Aparat Kepolisian Negara Republik Indonesia akan berkoordinasi dengan Interpol untuk menerbitkan red notice guna menangkap politikus PDIP Harun Masiku. Upaya ini dilakukan setelah Komisi Pemberantasan Korupsi (KPK) berkoordinasi dengan Polri, guna menangkap Harun yang tercatat meninggalkan Indonesia sejak 6 Januari 2020.
"Sudah dikomunikasikan. Polri backup penuh kasus tersebut," ujar Kepala Biro Penerangan Masyarakat Mabes Polri Brigjen Argo Yuwono di Gedung Humas Polri, Jakarta Selatan, Rabu (15/1).
Argo mengaku belum dapat memastikan kebenaran informasi yang menyebut Harun berada di Singapura. Namun pelibatan Interpol akan mempersempit ruang gerak pelarian Harun di luar negeri. Hal ini lantaran aparat kepolisian di 190 negara anggota Interpol, akan membantu melacak keberadaan Harun.
Saat ini, kata Argo, Polri akan lebih dulu memenuhi syarat penerbitan red notice pada Interpol. "Nanti ada beberapa aturan membuat red notice. Penyidik yang akan memastikan," kata Argo.
Berdasarkan catatan Ditjen Imigrasi, Harun Masiku berada di Singapura sejak 6 Januari 2020. Dia meninggalkan Indonesia dua hari sebelum KPK melakukan operasi tangkap tangan dalam kasus yang menyeret Komisioner KPU Wahyu Setiawan.
Dalam mengusut perkara itu, KPK telah melakukan sejumlah penggeledahan. Dua lokasi yang digeledah KPK pada Senin (13/1) ialah Kantor KPU dan kediaman Wahyu Setiawan.
Dari dua lokasi itu, penyidik mengamankan sejumlah dokumen. Nantinya, dokumen itu akan dikonfirmasi lebih lanjut kepada saksi maupun tersangka dalam proses pemeriksaan di tingkat penyidikan.
Wahyu diduga meminta uang senilai Rp900 juta kepada Harun. Uang itu untuk memuluskan langkah Harun menjadi anggota DPR RI, menggantikan caleg terpilih Nazarudin Kiemas yang meninggal beberapa pekan sebelum dilantik sebagai anggota DPR.
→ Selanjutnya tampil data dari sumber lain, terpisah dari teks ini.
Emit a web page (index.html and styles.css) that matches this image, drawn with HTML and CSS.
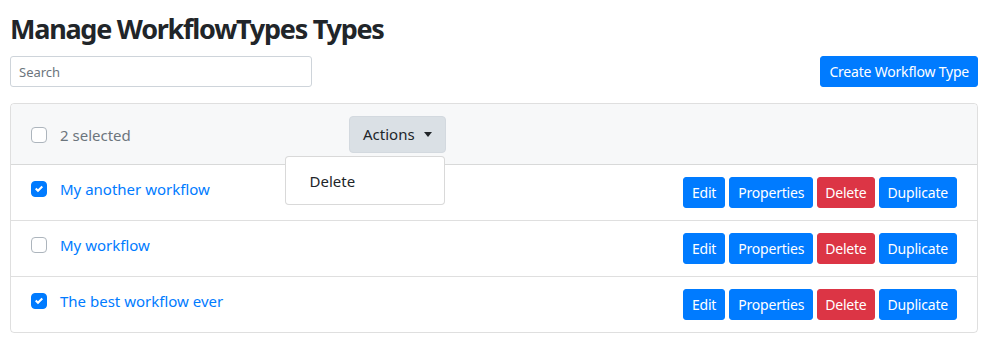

KPK telah menetapkan empat orang tersangka dalam kasus ini. Selain Wahyu dan Harun, KPK juga menetapkan dua tersangka lain, yaitu caleg PDIP sekaligus mantan anggota Bawaslu Agustiani Tio Fridelina dan kader PDIP bernama Saeful.
Sebagai pihak penerima suap, Wahyu dan Agustiani disangkakan melanggar Pasal 12 ayat (1) huruf a atau b atau Pasal 11 Undang-Undang Nomor 31 Tahun 1999 tentang Pemberantasan Tindak Pidana Korupsi, juncto Pasal 55 ayat (1) ke-1 KUHP.
Harun dan Saeful selaku pemberi suap, disangkakan melanggar Pasal 5 ayat (1) huruf a atau b atau Pasal 13 UU Tipikor, juncto Pasal 55 ayat (1) ke-1 KUHP.